Nothing in disguise.
The more honest the plate, the less I needed to perform “being good.” I stopped speaking in diets. I started speaking in days.
If I ate late, I didn’t call it a failure.
I asked, what would help next time? Water? A walk? A real pause at 5 p.m. so dinner didn’t turn into a rescue mission?
Kristin Neff says to talk to yourself like you would to a friend. When I do that, my choices improve without the whip. Responsibility shows up. Shame packs its bag.
Breakfast-for-dinner and the art of playful structure
Some evenings I do what I love most: I eat breakfast again.
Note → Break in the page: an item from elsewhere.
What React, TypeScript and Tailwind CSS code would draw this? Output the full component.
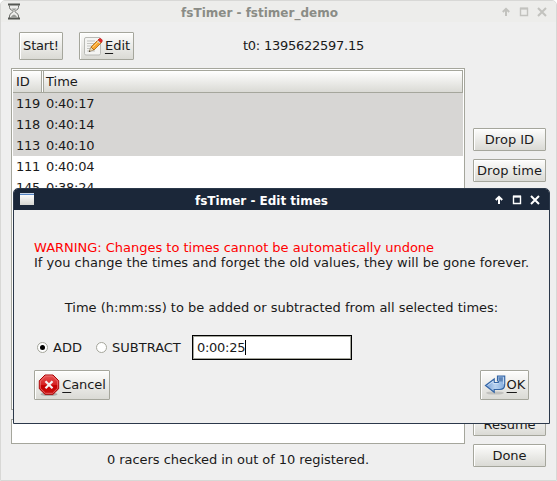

An egg on toast at seven makes me smile.
It feels like a friendly wink to my morning self.
This playfulness matters because my obsessiveness likes to make laws.
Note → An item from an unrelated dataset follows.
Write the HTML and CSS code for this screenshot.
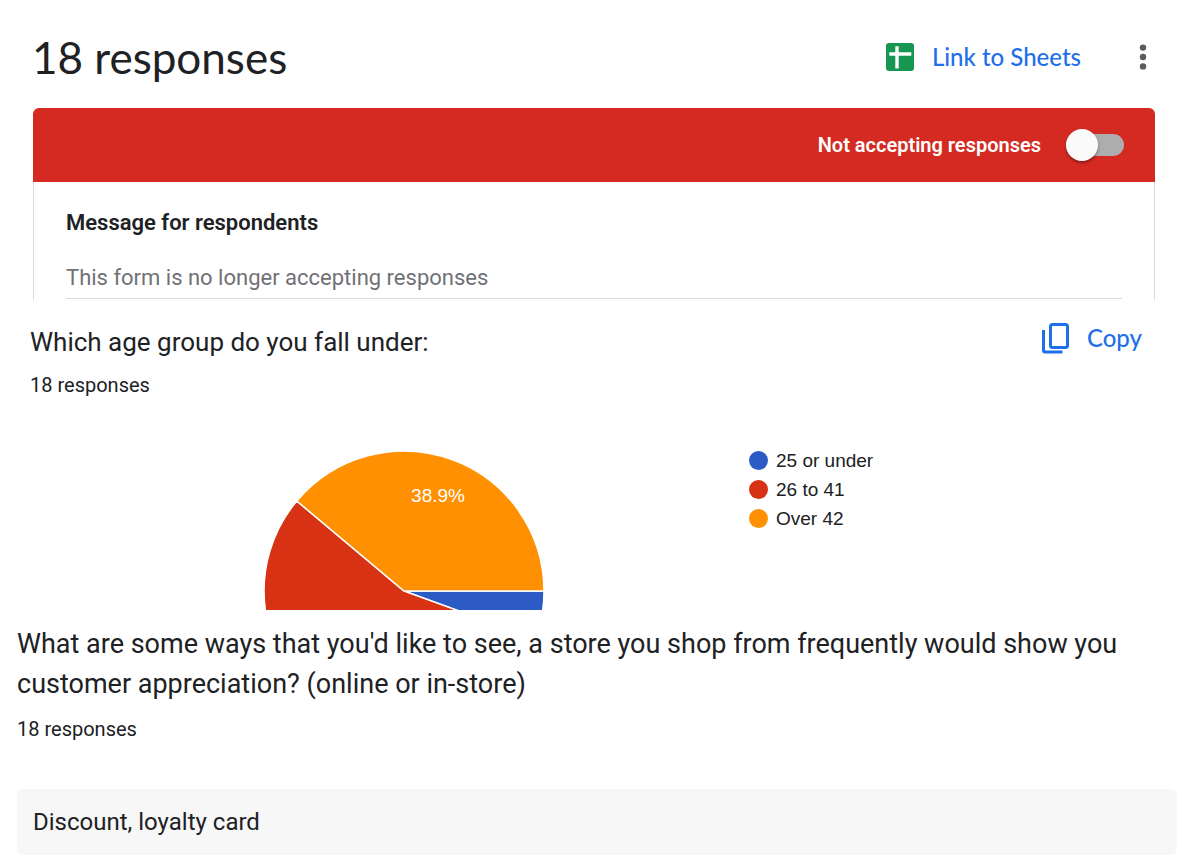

The small rebellions keep me human. They also remind my nervous system that safety is not the same thing as sameness.
Structure gives me walls — play opens windows.
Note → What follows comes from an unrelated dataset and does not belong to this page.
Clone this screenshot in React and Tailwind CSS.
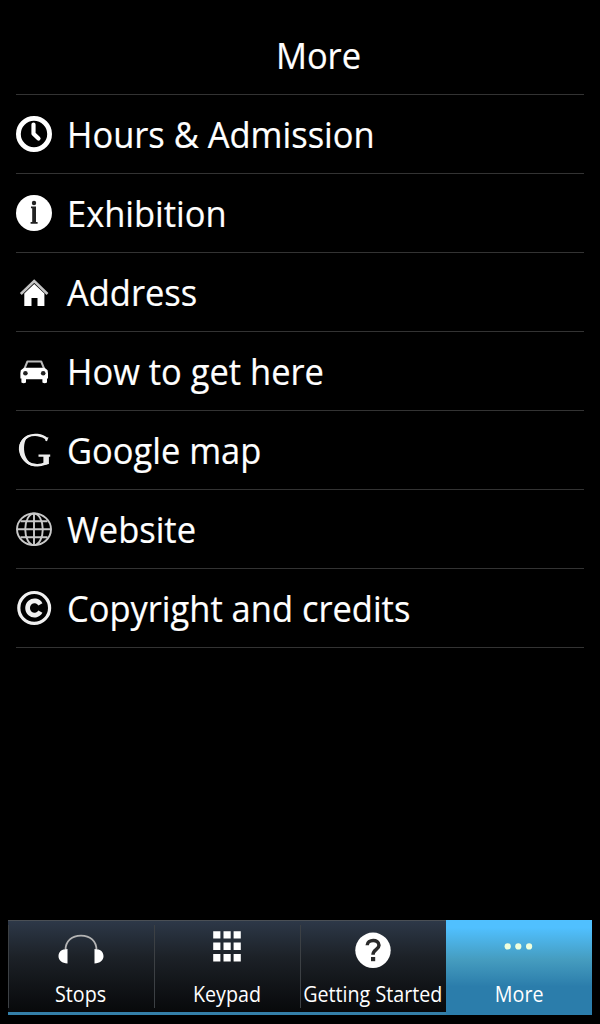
import React from "react";

const ClockIcon = () => (
  <svg width="36" height="36" viewBox="0 0 36 36" fill="none" stroke="#fff">
    <circle cx="18" cy="18" r="15.6" strokeWidth="4.8" />
    <path d="M17.5 8.5v9.3l5 4.8" strokeWidth="4.2" strokeLinecap="round" strokeLinejoin="round" />
  </svg>
);

const InfoIcon = () => (
  <svg width="36" height="36" viewBox="0 0 36 36">
    <circle cx="18" cy="18" r="18" fill="#fff" />
    <circle cx="18" cy="8" r="2.2" fill="#222" />
    <path d="M15 11.5h5v15.600h1.600v1.700h-7v-1.700h1.600V13.200H15z" fill="#222" />
  </svg>
);

const HomeIcon = () => (
  <svg width="36" height="36" viewBox="0 0 36 36">
    <path d="M4.8 20L18.200 7l13.300 13" fill="none" stroke="#c4c4c4" strokeWidth="2.600" />
    <path d="M18.200 10l10.200 9.500v12.500h-6.900v-8h-6v8H8.300V19.500z" fill="#fff" />
  </svg>
);

const CarIcon = () => (
  <svg width="36" height="36" viewBox="0 0 36 36">
    <path d="M8.500 15.600l2.900-7.100h13.800l2.900 7.100" fill="none" stroke="#bbb" strokeWidth="2" strokeLinejoin="round" />
    <path d="M8 14.800h20.600l3 2.400.4 3v5.400h-1v3.800q-2.300 1.600-4.600 0v-3.200H10v3.200q-2.300 1.600-4.600 0v-3.800h-1v-5.400l.4-3z" fill="#fff" />
    <circle cx="9.400" cy="20.200" r="2.300" fill="#222" />
    <circle cx="27.200" cy="20.200" r="2.300" fill="#222" />
  </svg>
);

const GoogleIcon = () => (
  <svg width="36" height="36" viewBox="0 0 36 36" fill="none" stroke="#eee">
    <path d="M31 7C26 2.300 17 2 12 4.400C5.500 7.600 3.200 14 5.200 21C7.500 29 14 33.400 21.500 33.200C25 33.100 28 32 31 31" strokeWidth="2.400" />
    <path d="M14 3C5 5.600 1.500 13 3.400 20.500C5.400 28.500 12 34.200 20 34.300C12 31 8.600 25 8.100 18C7.700 10.500 10 5.300 14 3z" fill="#eee" stroke="none" />
    <path d="M29 6l3.500-.8-1.500 4-1.600-.4zM22.500 22.500h11.700v2.200h-1.300v7.300l-5.500 1v-8.300h-4.900z" fill="#eee" stroke="none" />
  </svg>
);

const GlobeIcon = () => (
  <svg width="36" height="36" viewBox="0 0 36 36" fill="none" stroke="#c8c8c8" strokeWidth="1.900">
    <ellipse cx="18" cy="18.300" rx="17" ry="15.800" />
    <ellipse cx="18" cy="18.300" rx="8.800" ry="15.800" />
    <path d="M18 2.500v31.600M.8 18.300h34.400M4.500 10.300h27M4.500 26.300h27" />
  </svg>
);

const CopyrightIcon = () => (
  <svg width="36" height="36" viewBox="0 0 36 36" fill="none" stroke="#f0f0f0">
    <circle cx="18.200" cy="17.900" r="15.400" strokeWidth="3.200" />
    <path d="M24.400 14.300a6.900 7.200 0 1 0 0 7.400" strokeWidth="4.700" />
  </svg>
);

const HeadphonesIcon = () => (
  <svg width="46" height="36" viewBox="0 0 46 36">
    <path d="M7.500 20C7.500 11 14 5.600 23 5.600S38.500 11 38.500 20" fill="none" stroke="#b4b4b4" strokeWidth="1.800" />
    <path d="M9.500 19v14.400C4 33.400.5 30.300.5 26.300s3-6.700 6-6.700zM36.500 19v14.400c5.500 0 9-3.100 9-7.100s-3-6.700-6-6.700z" fill="#fff" />
  </svg>
);

const KeypadIcon = () => (
  <svg width="36" height="36" viewBox="0 0 36 36" fill="#fff">
    <path d="M4.200 1.200h7.200v7.300H4.200zM14.500 1.200h7.200v7.300h-7.200zM24.600 1.200h7.200v7.300h-7.200zM4.200 12.600h7.200v7.300H4.200zM14.500 12.600h7.200v7.300h-7.200zM24.600 12.600h7.200v7.300h-7.200zM4.200 24.100h7.200v7.300H4.200zM14.500 24.100h7.200v7.300h-7.200zM24.600 24.100h7.200v7.300h-7.200z" />
  </svg>
);

const HelpIcon = () => (
  <svg width="36" height="36" viewBox="0 0 36 36">
    <circle cx="18" cy="18.300" r="17.700" fill="#fff" />
    <path d="M12.200 13.300C12.300 7 24 6.800 24 13.200C24 17.500 18 17.300 18 22.800" fill="none" stroke="#2a2a2a" strokeWidth="3.500" />
    <path d="M16 25h4.200v4.200H16z" fill="#2a2a2a" />
  </svg>
);

const DotsIcon = () => (
  <svg width="36" height="36" viewBox="0 0 36 36" fill="#efffdc">
    <circle cx="6.700" cy="16.400" r="3.100" />
    <circle cx="17.300" cy="16.400" r="3.100" />
    <circle cx="28.100" cy="16.400" r="3.100" />
  </svg>
);

const menuItems = [
  { label: "Hours & Admission", icon: ClockIcon },
  { label: "Exhibition", icon: InfoIcon },
  { label: "Address", icon: HomeIcon },
  { label: "How to get here", icon: CarIcon },
  { label: "Google map", icon: GoogleIcon },
  { label: "Website", icon: GlobeIcon },
  { label: "Copyright and credits", icon: CopyrightIcon },
];

const tabs = [
  { label: "Stops", icon: HeadphonesIcon },
  { label: "Keypad", icon: KeypadIcon },
  { label: "Getting Started", icon: HelpIcon, iconClass: "translate-y-[2px]" },
  { label: "More", icon: DotsIcon, active: true },
];

const App = () => {
  return (
    <div className="flex h-screen flex-col overflow-hidden bg-black px-2 pb-[9px] font-['Open_Sans','Noto_Sans',sans-serif] text-white">
      {/* Title */}
      <h1 className="mx-2 flex h-[95px] items-center justify-center border-b border-[#333] pt-[18px] pl-[37px] text-[36px] leading-none [-webkit-text-stroke:0.2px_white]">
        <span className="scale-x-[0.957]">More</span>
      </h1>

      {/* Menu */}
      <ul className="mx-2 [-webkit-text-stroke:0.2px_white]">
        {menuItems.map(({ label, icon: Icon }) => (
          <li key={label} className="flex h-[79px] items-center gap-[15px] border-b border-[#333]">
            <Icon />
            <span className="origin-left scale-x-[0.957] pt-[2px] text-[36px] leading-none whitespace-nowrap">
              {label}
            </span>
          </li>
        ))}
      </ul>

      {/* Tab bar */}
      <nav className="mt-auto grid h-[95px] grid-cols-4">
        {tabs.map(({ label, icon: Icon, iconClass, active }) => (
          <div
            key={label}
            className={
              active
                ? "flex flex-col items-center bg-linear-to-b from-[#50c0ff] from-8% via-[#459cbf] via-42% to-[#2b7dab] to-70% pt-[10px]"
                : "flex border-t border-b-3 border-t-[#4a4f55] border-b-[#347fa8] bg-linear-to-b from-[#2d3848] via-[#1c2127] via-40% to-[#08090b]"
            }
          >
            {!active && <span className="mt-1 mb-1 w-px shrink-0 bg-[#3c4044]" />}
            <div
              className={
                active ? "flex flex-col items-center" : "-ml-px flex min-w-0 flex-1 flex-col items-center pt-[9px]"
              }
            >
              <div className={iconClass}>
                <Icon />
              </div>
              <span className="mt-4 scale-x-[0.895] text-[22px] leading-[22px] whitespace-nowrap">{label}</span>
            </div>
          </div>
        ))}
      </nav>
    </div>
  );
};

export default App;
On those nights, I might add roasted fruit for dessert, or the cocoa-cottage-cheese bowl, and call it a day.
The body is fed. The mind is calm.
The streak is intact in spirit, even if the details dance. And the next day at one, the ritual begins again with no guilt in the air.
What changed wasn’t my appetite—it was my attention
Two meals a day began as a plan to control the size of my body. It became a way to pay attention.
Breakfast at 1 p.m. turned into a daily anchor. Dinner became a steady door.
The dessert that isn’t dessert taught me that wanting can be soft.
My obsessions learned a new job: hold the rhythm, not the whip.
When I think of my French lessons or my exercise challenges, I see the same lesson. A streak is healthy when it serves life, not when life serves the streak.
The goal is not perfection — the goal is a life that fits.
On some days I still rush. I still judge. I still dream of chocolate cake at 11 p.m.
Then I breathe. I plate an egg. I roast a peach. I shake cinnamon into a small cloud over white cottage cheese. I sit down and eat like someone I care about.
That is how the plan fixed my relationship with food: not by punishing, but by teaching me to stay. And when I stay, I notice something simple and true — enough is a feeling, and I can feel it.